Der Titel einer Ausstellung der Fotografin im Whitney Museum (1996) lautet: „I’ll Be Your Mirror“ und so spiegeln die Bilder die Zerbrechlichkeit und Ratlosigkeit der Fotografierten wider. Nan Goldin will in ihre Seele vordringen. Es scheint, als seien die Menschen, wie bei Robert Mapplethorpe, das reine Objekt der Begierde. Goldin hat einmal gesagt, sie würde mit dem Fotografieren die Zeit anhalten wollen, sie glaube, sie könne nie jemanden vergessen, wenn sie ihn nur oft genug fotografiert habe. Bei Mapplethorpe hingegen steht dieser eine, festgehaltene Moment als Sinnbild für die Vergänglichkeit. Auch Goldin’s Fotografien von Kindern stellen eine Versunkenheit dar, ein konzentriertes im-Spiel-sein. In einem Interview mit dem Kunst- und Modemagazin sleek (Winterausgabe 2010/11) betont sie, wie wichtig ihr die von ihr porträtierten Menschen sind und wie elementar es ihr erscheint, alle Facetten ihres Verlorenseins darzustellen. Goldin fühlt sich verpflichtet, die gesamte Bandbreite des Lebens zu zeigen und nicht nur seine angenehmen Seiten.

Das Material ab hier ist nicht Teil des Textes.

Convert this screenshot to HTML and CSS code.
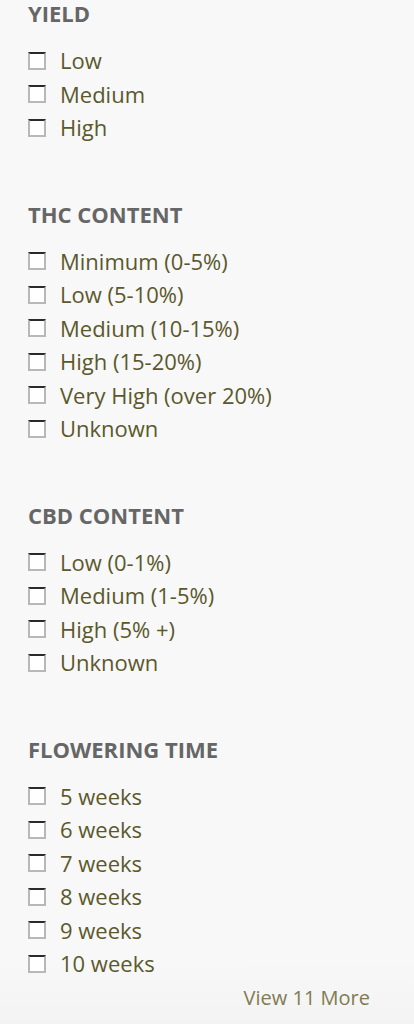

Ein Fotomosaik aus neun Bildern („Alf Bold“, 1991-94/95) erzählt die Geschichte eines HIV-Kranken, hält ihn im Krankenhaus fest, zeigt besuchende Freunde mit Blumen, einen sehnsüchtigen Blick des Patienten durchs Fenster und schließlich den verloren gegangenen Kampf gegen die Krankheit, der auf dem Friedhof endet. Die Fotografin interessiert sich für die Bedingungen und Stimmungen innerhalb der Gesellschaft und insbesondere der Subkultur, für die Verhältnisse zwischen den Menschen und den existenziellen Zustand des Individuums.

Die harte Realität und die Sehnsucht nach Wärme

Goldin fotografiert, so scheint es, weitgehend ohne artifizielle Beleuchtung und so leiden die Bilder mitunter an einer Unschärfe, als wollten sie das letzte Geheimnis ihrer Protagonisten nicht preisgeben. Andererseits sind die Farben durch den Mangel an künstlichem Licht warm und leuchtend und bilden einen Kontrast zur sie darstellenden kalten Realität. Im Widerspruch zur Wärme dieser Bilder stehen die 1991/92 fotografierten Spiegelporträts und Bilder in kalter Badatmosphäre, die jede Pore, jede innere Zerrissenheit ausleuchten. Nan Goldins Bilder haben in erster Linie dokumentarischen Charakter und wirken durch ihre Beiläufigkeit wie auch Konzentration auf das Objekt gleichermaßen so authentisch. Sie sind das Auffangen eines Augenblicks, das Festhalten eines Momentes im Leben von Menschen, die den Gegensatz zur polierten, nach Perfektion strebenden Bilderflut von Hochglanzmagazinen sichtbar machen und sie zugleich entlarven. Die Ausstellung ist ein Muss für jeden an zeitgenössischer Fotografie Interessierten und für jeden, der Anteil am Schicksal von Menschen sowie am wahren Leben nimmt oder wer in Gesichtern anderer Menschen gern nach Geschichten sucht.

Tipp: Nan Goldin (1987): Die Ballade von der sexuellen Abhängigkeit. Zweitausendeins: Frankfurt / Main.